What divides opinion isn't depth but that third kind. Because the combinatorial explosion never fully arrives, late difficulty trends 'longer' rather than 'deeper.' Chase and stealth beats are grafted on near the end, dropping a foreign body into the quiet backward grammar. The difficulty itself is middling; it's the texture shifting chapter by chapter that becomes the fault line.
Earth seen from the facility — length and vista, late game — Steam store
Sources
This piece was written by reading the user reviews on the Steam store page as of 2026-06-22. No review text is quoted directly; typical claims are reconstructed.
- Steam: The Entropy Centre (Very Positive — 88% of 2,015 English reviews; 3,268 all languages; 3,881 positive of 4,344 across all types)
- Read via WebFetch: helpful positives, representative negative complaints, and several recent reviews, tallying recurring words and axes of judgment
- Press: Game Informer (8/10) and scores/notes from other outlets
Closing
Steam reads 88% positive; my design-critique score is 7.8, and the two don't diverge much. The one verb — working backward — is lucid and genuinely opens a new way of thinking. The marks come off for two things: the verb never reaches a real combinatorial explosion, so the back half pads itself with length; and the twitch beats grafted on near the end muddy an otherwise pure grammar. My reasons largely overlap with Game Informer's 8.
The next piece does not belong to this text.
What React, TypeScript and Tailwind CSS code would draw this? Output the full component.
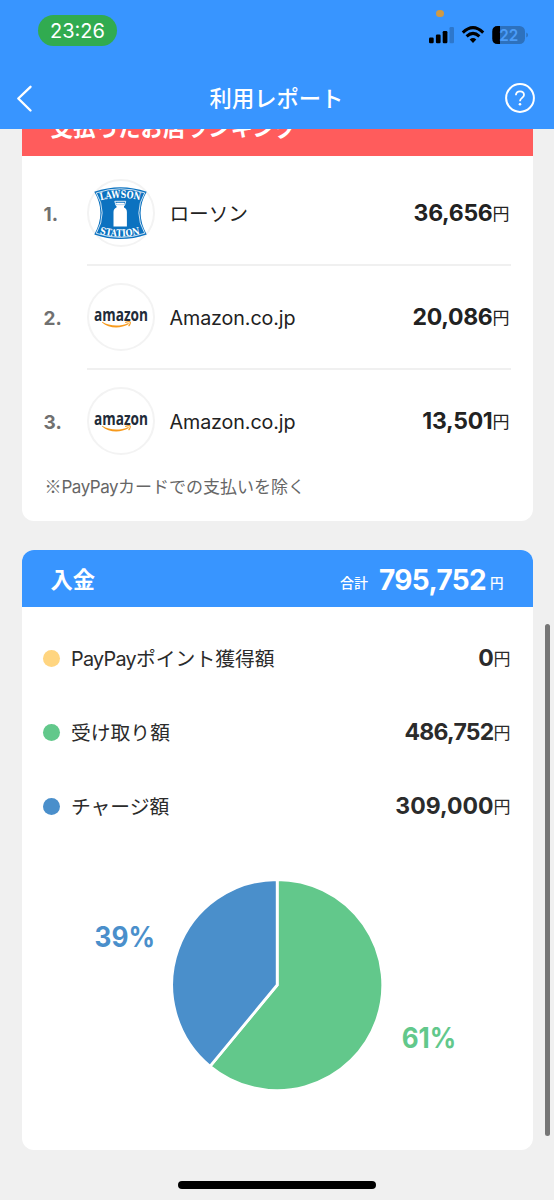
import type { ReactNode } from 'react';

type Shop = {
  rank: number;
  name: string;
  amount: number;
  logo: ReactNode;
};

type Deposit = {
  brand?: string;
  label: string;
  amount: number;
  dot: string;
  tracking: string;
};

const formatAmount = (value: number) => value.toLocaleString('en-US');

function LawsonLogo() {
  return (
    <svg className="shrink-0" width="68" height="68" viewBox="0 0 68 68">
      <path
        d="M7.300 12.800Q33.500 3.500 59.700 12.800Q47.500 33.500 59.700 55.500Q33.500 64.500 7.300 55.500Q19.500 33.500 7.300 12.800Z"
        fill="#0b72c0"
      />
      <path
        d="M9.300 13.900Q33.500 5.700 57.700 13.900Q46 33.500 57.700 54.300Q33.500 62.500 9.300 54.300Q21 33.500 9.300 13.900Z"
        fill="none"
        stroke="#fff"
        strokeWidth="0.8"
      />
      <path id="lawson-top" d="M13.500 21.400Q33.500 16.400 53.500 21.400" fill="none" />
      <path id="lawson-bottom" d="M12.500 54.600Q33.500 60.400 54.500 54.600" fill="none" />
      <g fill="#fff" fontFamily="'DejaVu Serif', serif" fontWeight="700">
        <text fontSize="10.300">
          <textPath href="#lawson-top" textLength="40" lengthAdjust="spacingAndGlyphs">
            LAWSON
          </textPath>
        </text>
        <text fontSize="9.800">
          <textPath href="#lawson-bottom" textLength="41" lengthAdjust="spacingAndGlyphs">
            STATION
          </textPath>
        </text>
      </g>
      <path d="M27.800 22.300L29 26.500H37.500L38.700 22.300Z" fill="none" stroke="#fff" strokeWidth="0.9" />
      <rect x="29" y="23.800" width="8.500" height="1.900" rx="0.900" fill="#fff" />
      <path d="M29.500 26.500H37V28.500C39 29.500 39.900 30.800 39.900 33V47.500H26.500V33C26.500 30.800 27.500 29.500 29.500 28.500Z" fill="#fff" />
    </svg>
  );
}

function AmazonLogo() {
  return (
    <svg className="shrink-0" width="68" height="68" viewBox="0 0 68 68">
      <text
        x="7"
        y="37.500"
        fill="#222b38"
        fontFamily="'Open Sans', sans-serif"
        fontWeight="700"
        fontSize="17.500"
        textLength="54"
        lengthAdjust="spacingAndGlyphs"
      >
        amazon
      </text>
      <path d="M15.300 38.800C22.500 43.400 33 43.800 41.300 39.900L42 41.100C33 46.300 22 45.600 15 39.500Z" fill="#f79a1c" />
      <path d="M38.200 39.400C41 38.300 43 38.500 43.200 39C43.600 39.900 42.700 41.900 41.600 43.200" fill="none" stroke="#f79a1c" strokeWidth="1.100" />
    </svg>
  );
}

const SHOPS: Shop[] = [
  { rank: 1, name: 'ローソン', amount: 36656, logo: <LawsonLogo /> },
  { rank: 2, name: 'Amazon.co.jp', amount: 20086, logo: <AmazonLogo /> },
  { rank: 3, name: 'Amazon.co.jp', amount: 13501, logo: <AmazonLogo /> },
];

const DEPOSITS: Deposit[] = [
  { brand: 'PayPay', label: 'ポイント獲得額', amount: 0, dot: 'bg-[#ffd580]', tracking: 'tracking-[-0.200px]' },
  { label: '受け取り額', amount: 486752, dot: 'bg-[#62c88b]', tracking: 'tracking-[-0.750px]' },
  { label: 'チャージ額', amount: 309000, dot: 'bg-[#4a8fcb]', tracking: 'tracking-normal' },
];

function StatusBar() {
  return (
    <div className="relative flex h-[66px] items-start justify-between pr-[26px] pl-[38px]">
      <span className="mt-[15px] flex h-[31px] w-[79px] items-center justify-center rounded-full bg-[#31ab50] text-[20px]">
        23:26
      </span>
      <span className="absolute top-[9.500px] left-[436px] size-[7.500px] rounded-full bg-[#cf9a45]" />
      <svg className="mt-[24px]" width="100" height="22" viewBox="0 0 100 22">
        <g fill="#000">
          <rect x="1" y="13.500" width="4.700" height="5.700" rx="1.200" />
          <rect x="7.900" y="10.500" width="4.700" height="8.700" rx="1.200" />
          <rect x="14.700" y="7" width="4.700" height="12.200" rx="1.200" />
          <rect x="21.500" y="3" width="4.500" height="16.200" rx="1.200" fill="#2d77cc" />
        </g>
        <g fill="none" stroke="#000" strokeWidth="3">
          <path d="M34.800 8.600Q45 -1.400 55.200 8.600" />
          <path d="M38.600 12.400Q45 6.400 51.400 12.400" />
        </g>
        <path d="M41.700 15.500Q45 12.700 48.300 15.500L45 19Z" fill="#000" />
        <rect x="64.300" y="2" width="32.700" height="18" rx="5.500" fill="#2d71bd" />
        <path d="M72 2H69.800Q64.300 2 64.300 7.500V14.500Q64.300 20 69.800 20H72Z" fill="#000" />
        <path d="M98.300 8.500Q100 9.300 100 11Q100 12.700 98.300 13.500Z" fill="#2d71bd" />
        <text x="71.300" y="16.700" fill="#4b9cf8" fontSize="15.800" fontWeight="600" textLength="19" lengthAdjust="spacingAndGlyphs">
          22
        </text>
      </svg>
    </div>
  );
}

function NavBar() {
  return (
    <div className="flex h-[63px] items-center justify-between pr-[19px] pl-4">
      <svg width="30" height="30" viewBox="0 0 30 30" fill="none" stroke="#fff" strokeWidth="2.400">
        <path d="M14.500 3.800L2.300 15.500L14.500 27.500" strokeLinejoin="round" strokeLinecap="round" />
      </svg>
      <h1 className="pt-0.5 pl-0.5 text-[22.300px] font-medium">利用レポート</h1>
      <svg width="30" height="30" viewBox="0 0 30 30" fill="none" stroke="#fff">
        <circle cx="15" cy="15" r="13.900" strokeWidth="2" />
        <path
          d="M10.900 12.200C11 9.600 12.700 8.300 15 8.300C17.300 8.300 19 9.800 19 11.900C19 14.800 15 15 15 18.200"
          strokeWidth="1.800"
        />
        <circle cx="15" cy="21.300" r="1.300" fill="#fff" stroke="none" />
      </svg>
    </div>
  );
}

function Amount({ value, tracking = 'tracking-[-0.300px]' }: { value: number; tracking?: string }) {
  return (
    <span className="ml-auto flex items-baseline leading-none">
      <span className={`text-[23px] font-bold ${tracking}`}>{formatAmount(value)}</span>
      <span className="relative -top-px text-[17px]">円</span>
    </span>
  );
}

function RankingCard() {
  return (
    <section className="-mt-[30px] h-[422px] overflow-hidden rounded-xl bg-white">
      <h2 className="flex h-[57px] items-center bg-[#ff5c5c] pl-[29px] text-[22.500px] font-bold text-white">
        支払ったお店ランキング
      </h2>
      <ol className="pt-[6px]">
        {SHOPS.map((shop) => (
          <li key={shop.rank} className="flex h-[104px] items-center pl-[22px]">
            <span className="w-[43px] pt-0.5 text-[19px] font-bold text-[#707070]">{shop.rank}.</span>
            <div
              className={`mr-[22px] flex h-full flex-1 items-center ${
                shop.rank < SHOPS.length ? 'border-b-2 border-[#f0f0f0]' : 'pb-0.5'
              }`}
            >
              <span className="flex size-[68px] items-center justify-center rounded-full border-2 border-[#f3f3f3]">
                {shop.logo}
              </span>
              <span className="ml-[15px] pt-[3px] text-[19.700px] tracking-[-0.100px] text-[#222]">{shop.name}</span>
              <span className="ml-auto pt-px pr-px text-[#222]">
                <Amount value={shop.amount} />
              </span>
            </div>
          </li>
        ))}
      </ol>
      <p className="pl-[23px] text-[17px] leading-6 text-[#666]">
        <span className="font-['Noto_Sans_CJK_JP',sans-serif]">※</span>
        <span className="tracking-[-0.500px]">PayPay</span>カードでの支払いを除く
      </p>
    </section>
  );
}

function DepositChart() {
  return (
    <svg width="511" height="240" viewBox="0 0 511 240">
      <g stroke="#fff" strokeWidth="2.800">
        <path d="M255.200 126V20.500A105.500 105.500 0 1 1 188 207.300Z" fill="#62c88b" />
        <path d="M255.200 126L188 207.300A105.500 105.500 0 0 1 255.200 20.500Z" fill="#4a8fcb" />
      </g>
      <g fontWeight="700" fontSize="28">
        <text x="72.500" y="87.500" fill="#4a8fcb" textLength="60.500" lengthAdjust="spacingAndGlyphs">
          39%
        </text>
        <text x="379.700" y="188.500" fill="#62c88b" textLength="54.500" lengthAdjust="spacingAndGlyphs">
          61%
        </text>
      </g>
    </svg>
  );
}

function DepositCard() {
  return (
    <section className="mt-[29px] h-[600px] overflow-hidden rounded-xl bg-white">
      <header className="flex h-[57px] items-center justify-between bg-[#3895ff] pr-[29px] pl-[29px] text-white">
        <h2 className="pt-0.5 text-[22.300px] font-bold">入金</h2>
        <div className="flex items-baseline pt-[3px] leading-none font-bold">
          <span className="relative -top-0.5 mr-[11px] text-[14px] font-medium">合計</span>
          <span className="text-[28px] tracking-[-0.650px]">795,752</span>
          <span className="relative -top-0.5 ml-1 text-[13.500px] font-medium">円</span>
        </div>
      </header>
      <ul className="pt-[14px]">
        {DEPOSITS.map((item) => (
          <li key={item.label} className="flex h-[74px] items-center pr-[22px] pl-[21px] text-[#2b2b2b]">
            <span className={`mr-[11.500px] size-[17px] rounded-full ${item.dot}`} />
            <span className="pt-[3px] text-[19.800px]">
              {item.brand && <span className="tracking-[-0.700px]">{item.brand}</span>}
              {item.label}
            </span>
            <Amount value={item.amount} tracking={item.tracking} />
          </li>
        ))}
      </ul>
      <div className="mt-4">
        <DepositChart />
      </div>
    </section>
  );
}

export default function App() {
  return (
    <div
      lang="ja"
      className="relative flex h-[1200px] w-[554px] flex-col overflow-hidden bg-[#f0f0f0] font-['Inter','Noto_Sans_CJK_JP',sans-serif]"
    >
      <header className="z-10 h-[129px] shrink-0 bg-[#3895ff] text-white">
        <StatusBar />
        <NavBar />
      </header>
      <main className="flex-1 overflow-hidden px-[21.500px]">
        <RankingCard />
        <DepositCard />
      </main>
      <div className="absolute top-[624px] right-[4px] h-[512px] w-[5px] rounded-full bg-[#767676]" />
      <div className="absolute bottom-[11px] left-[178px] h-[8px] w-[198px] rounded-full bg-black" />
    </div>
  );
}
The pool's shared advice is plain: 'buy it if you have a Portal itch, but let the talkative story wash over you.' Roughly twelve hours, the pleasure of the rewind, a chatty companion, a dragging third act — how you price those four decides your verdict. Outside its reach for anyone wanting pure, quiet logic; well worth it for anyone who wants the Portal gap filled with story and all. The split itself tells you who the game is for.